The active/negative lives in a dangerous world—a world not only threatening in a definite way but also highly uncertain, a world one can cope with only by maintaining a tense, wary readiness for danger. The prime threat is other people; he tends to divide humanity into the weak and the grasping, although he may also, with no feeling of inconsistency, idealize “the people” in a romantic way. In struggling to understand social causality, he restricts the explanations to conspiracy or chaos, fluctuating between images of tight, secret control and images of utter disorder. He strives to resolve decisional conflicts by invoking abstract principles in order to render manageable a too complex reality.
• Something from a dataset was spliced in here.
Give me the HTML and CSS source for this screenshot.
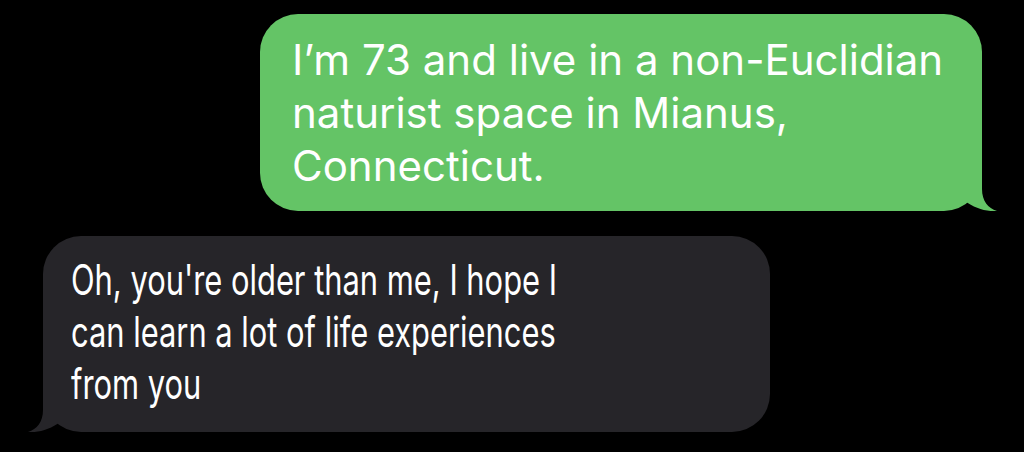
FILE: index.html
```html
<!DOCTYPE html>
<html lang="en">
<head>
<meta charset="utf-8">
<title>Messages</title>
<link rel="stylesheet" href="styles.css">
</head>
<body>
<main class="thread">
  <div class="bubble sent">
    <p class="text">I’m 73 and live in a non-Euclidian naturist space in Mianus, Connecticut.</p>
    <svg class="tail tail-right" width="40" height="50" viewBox="0 0 40 50" aria-hidden="true">
      <path d="M0 0 L25 0 L25 28 C25 40 31 47 40 50 C30 51 17 47 8 40 L0 40 Z" fill="#64c466"/>
    </svg>
  </div>
  <div class="bubble received">
    <p class="text narrow">Oh, you're older than me, I hope I can learn a lot of life experiences from you</p>
    <svg class="tail tail-left" width="40" height="50" viewBox="0 0 40 50" aria-hidden="true">
      <path d="M40 0 L15 0 L15 28 C15 40 9 47 0 50 C10 51 23 47 32 40 L40 40 Z" fill="#262529"/>
    </svg>
  </div>
</main>
</body>
</html>
```

FILE: styles.css
```css
html, body {
  margin: 0;
  padding: 0;
  background: #000;
}

body {
  width: 1024px;
  height: 452px;
  overflow: hidden;
  font-family: Inter, Roboto, "Liberation Sans", sans-serif;
  color: #fff;
}

.thread {
  display: flex;
  flex-direction: column;
  padding-top: 14px;
}

.bubble {
  position: relative;
  box-sizing: border-box;
  border-radius: 38px;
}

.sent {
  align-self: flex-end;
  margin-right: 42px;
  width: 722px;
  height: 197px;
  background: #64c466;
  padding: 19px 20px 0 32px;
}

.received {
  align-self: flex-start;
  margin-left: 43px;
  margin-top: 25px;
  width: 727px;
  height: 196px;
  background: #262529;
  padding: 18px 0 0 28px;
}

.text {
  margin: 0;
  font-size: 42px;
  line-height: 53px;
  font-weight: 400;
}

.narrow {
  width: 720px;
  line-height: 52px;
  transform: scaleX(0.735);
  transform-origin: 0 0;
}

.tail {
  position: absolute;
  bottom: 0;
  display: block;
}

.tail-right {
  right: -15px;
}

.tail-left {
  left: -15px;
}
```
Trump as an active/negative forewarns of trouble. First, look at his predecessors active/negatives: Wilson, Lyndon Johnson, Nixon, and Bush II. These are failed presidencies. If there is one lesson from Barber’s work it is do not put active/negatives in the White House. Since that has happened, the next lesson is prepare for trouble.
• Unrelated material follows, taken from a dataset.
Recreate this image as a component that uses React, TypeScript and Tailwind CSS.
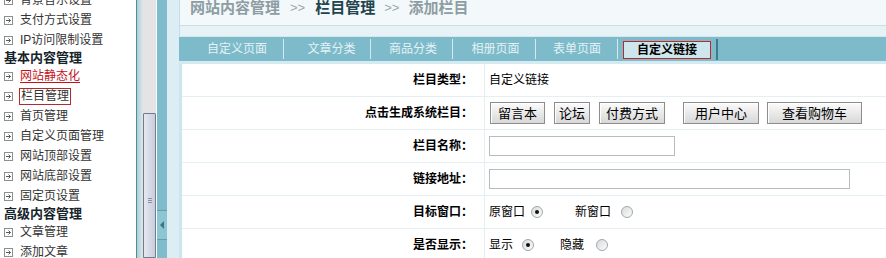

Interestingly, the American people understand we have a disaster in the White House with Trump. His approval ratings have been in the tank since his first day in office. At the one-hundred-day mark in the presidency of Donald Trump, the Quinnipiac poll asked Americans for the one word they felt best described the new president. The four leading words (ranked in order) are as stunning as they are accurate: “idiot,” “incompetent,” “liar,” and “unqualified.” Most Americans and most of the world have figured out the Trump presidency, and they are braced for the worst. May it end with the 2020 election, if not sooner. Barber did not have to deal with a lying, unqualified, and incompetent idiot who was an active/negative. But he would surely find we are in a dangerous place.